# WHAT IS EXPECTED
Copy out the listing that follows exactly, dropping every picture.

# MATERIAL PROVIDED

* start *

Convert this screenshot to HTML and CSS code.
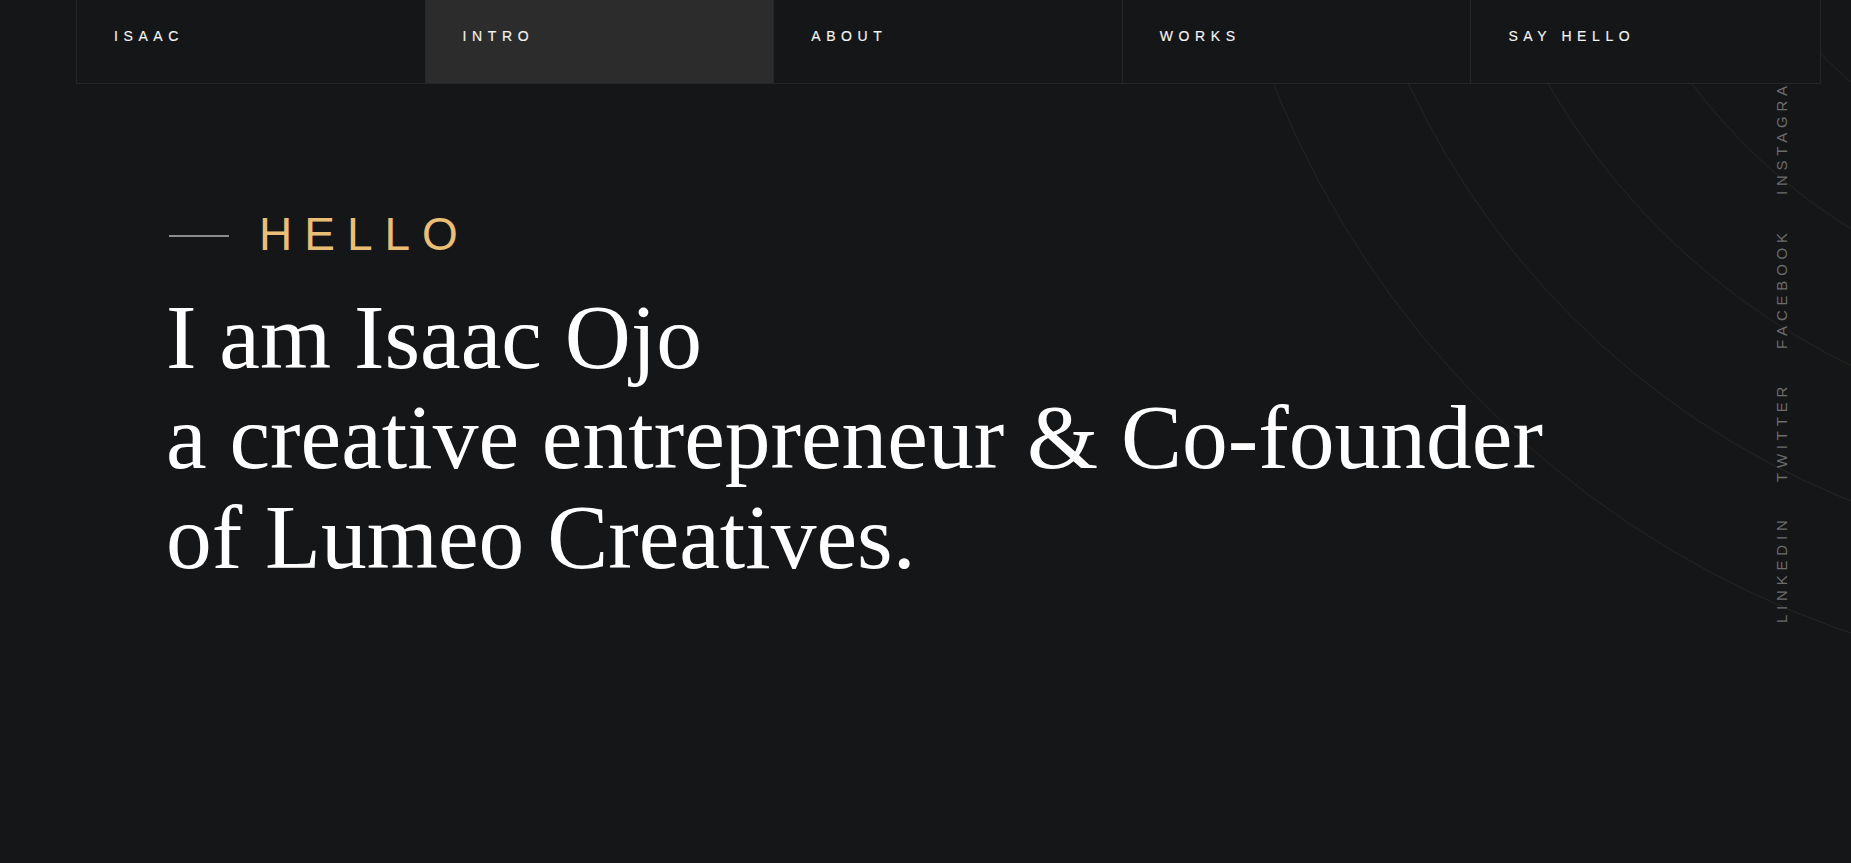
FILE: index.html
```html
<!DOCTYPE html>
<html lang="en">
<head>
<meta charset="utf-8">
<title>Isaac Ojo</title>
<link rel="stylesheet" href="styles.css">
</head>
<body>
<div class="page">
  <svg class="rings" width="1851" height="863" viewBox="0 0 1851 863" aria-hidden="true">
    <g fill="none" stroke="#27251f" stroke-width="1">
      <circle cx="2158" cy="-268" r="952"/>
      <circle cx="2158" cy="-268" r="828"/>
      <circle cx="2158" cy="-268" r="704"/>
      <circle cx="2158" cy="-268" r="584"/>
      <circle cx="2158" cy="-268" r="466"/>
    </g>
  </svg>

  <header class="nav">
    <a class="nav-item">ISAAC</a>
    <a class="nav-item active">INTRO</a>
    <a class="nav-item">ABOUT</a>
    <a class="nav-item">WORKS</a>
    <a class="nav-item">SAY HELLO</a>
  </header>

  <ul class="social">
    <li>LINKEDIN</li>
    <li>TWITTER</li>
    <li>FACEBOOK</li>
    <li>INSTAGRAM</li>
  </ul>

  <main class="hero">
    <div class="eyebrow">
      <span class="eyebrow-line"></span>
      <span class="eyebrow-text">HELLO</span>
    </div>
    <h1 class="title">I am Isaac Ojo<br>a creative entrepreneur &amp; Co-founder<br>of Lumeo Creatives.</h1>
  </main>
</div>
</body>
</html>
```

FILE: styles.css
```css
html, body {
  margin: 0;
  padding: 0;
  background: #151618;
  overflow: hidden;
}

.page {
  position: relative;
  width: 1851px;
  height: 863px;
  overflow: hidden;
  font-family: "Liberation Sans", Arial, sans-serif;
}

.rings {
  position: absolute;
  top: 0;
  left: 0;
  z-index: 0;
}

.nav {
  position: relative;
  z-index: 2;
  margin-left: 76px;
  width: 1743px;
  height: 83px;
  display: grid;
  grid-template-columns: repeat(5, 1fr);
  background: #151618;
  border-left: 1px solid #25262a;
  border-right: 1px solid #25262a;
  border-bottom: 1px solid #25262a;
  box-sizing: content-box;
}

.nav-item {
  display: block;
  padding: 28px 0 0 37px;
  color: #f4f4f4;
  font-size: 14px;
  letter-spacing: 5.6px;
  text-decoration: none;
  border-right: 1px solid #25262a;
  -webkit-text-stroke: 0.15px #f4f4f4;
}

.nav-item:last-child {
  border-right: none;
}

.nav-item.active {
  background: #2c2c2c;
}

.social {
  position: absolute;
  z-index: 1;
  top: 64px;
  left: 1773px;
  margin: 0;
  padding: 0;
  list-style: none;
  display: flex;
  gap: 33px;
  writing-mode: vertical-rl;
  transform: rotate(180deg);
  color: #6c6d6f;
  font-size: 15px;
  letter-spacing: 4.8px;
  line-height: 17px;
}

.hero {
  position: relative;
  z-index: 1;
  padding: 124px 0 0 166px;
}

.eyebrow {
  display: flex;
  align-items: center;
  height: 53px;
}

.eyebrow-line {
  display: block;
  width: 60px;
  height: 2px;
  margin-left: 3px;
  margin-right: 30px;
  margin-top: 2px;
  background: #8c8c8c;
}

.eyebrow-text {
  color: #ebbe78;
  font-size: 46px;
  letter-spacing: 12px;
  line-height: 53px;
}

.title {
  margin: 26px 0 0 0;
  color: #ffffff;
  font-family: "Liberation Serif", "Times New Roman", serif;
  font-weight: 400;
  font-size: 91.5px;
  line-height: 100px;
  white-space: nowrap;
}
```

* end *

# FINAL RESULT
Convert this screenshot to HTML and CSS code.
FILE: index.html
```html
<!DOCTYPE html>
<html lang="en">
<head>
<meta charset="utf-8">
<title>Isaac Ojo</title>
<link rel="stylesheet" href="styles.css">
</head>
<body>
<div class="page">
  <svg class="rings" width="1851" height="863" viewBox="0 0 1851 863" aria-hidden="true">
    <g fill="none" stroke="#27251f" stroke-width="1">
      <circle cx="2158" cy="-268" r="952"/>
      <circle cx="2158" cy="-268" r="828"/>
      <circle cx="2158" cy="-268" r="704"/>
      <circle cx="2158" cy="-268" r="584"/>
      <circle cx="2158" cy="-268" r="466"/>
    </g>
  </svg>

  <header class="nav">
    <a class="nav-item">ISAAC</a>
    <a class="nav-item active">INTRO</a>
    <a class="nav-item">ABOUT</a>
    <a class="nav-item">WORKS</a>
    <a class="nav-item">SAY HELLO</a>
  </header>

  <ul class="social">
    <li>LINKEDIN</li>
    <li>TWITTER</li>
    <li>FACEBOOK</li>
    <li>INSTAGRAM</li>
  </ul>

  <main class="hero">
    <div class="eyebrow">
      <span class="eyebrow-line"></span>
      <span class="eyebrow-text">HELLO</span>
    </div>
    <h1 class="title">I am Isaac Ojo<br>a creative entrepreneur &amp; Co-founder<br>of Lumeo Creatives.</h1>
  </main>
</div>
</body>
</html>
```

FILE: styles.css
```css
html, body {
  margin: 0;
  padding: 0;
  background: #151618;
  overflow: hidden;
}

.page {
  position: relative;
  width: 1851px;
  height: 863px;
  overflow: hidden;
  font-family: "Liberation Sans", Arial, sans-serif;
}

.rings {
  position: absolute;
  top: 0;
  left: 0;
  z-index: 0;
}

.nav {
  position: relative;
  z-index: 2;
  margin-left: 76px;
  width: 1743px;
  height: 83px;
  display: grid;
  grid-template-columns: repeat(5, 1fr);
  background: #151618;
  border-left: 1px solid #25262a;
  border-right: 1px solid #25262a;
  border-bottom: 1px solid #25262a;
  box-sizing: content-box;
}

.nav-item {
  display: block;
  padding: 28px 0 0 37px;
  color: #f4f4f4;
  font-size: 14px;
  letter-spacing: 5.6px;
  text-decoration: none;
  border-right: 1px solid #25262a;
  -webkit-text-stroke: 0.15px #f4f4f4;
}

.nav-item:last-child {
  border-right: none;
}

.nav-item.active {
  background: #2c2c2c;
}

.social {
  position: absolute;
  z-index: 1;
  top: 64px;
  left: 1773px;
  margin: 0;
  padding: 0;
  list-style: none;
  display: flex;
  gap: 33px;
  writing-mode: vertical-rl;
  transform: rotate(180deg);
  color: #6c6d6f;
  font-size: 15px;
  letter-spacing: 4.8px;
  line-height: 17px;
}

.hero {
  position: relative;
  z-index: 1;
  padding: 124px 0 0 166px;
}

.eyebrow {
  display: flex;
  align-items: center;
  height: 53px;
}

.eyebrow-line {
  display: block;
  width: 60px;
  height: 2px;
  margin-left: 3px;
  margin-right: 30px;
  margin-top: 2px;
  background: #8c8c8c;
}

.eyebrow-text {
  color: #ebbe78;
  font-size: 46px;
  letter-spacing: 12px;
  line-height: 53px;
}

.title {
  margin: 26px 0 0 0;
  color: #ffffff;
  font-family: "Liberation Serif", "Times New Roman", serif;
  font-weight: 400;
  font-size: 91.5px;
  line-height: 100px;
  white-space: nowrap;
}
```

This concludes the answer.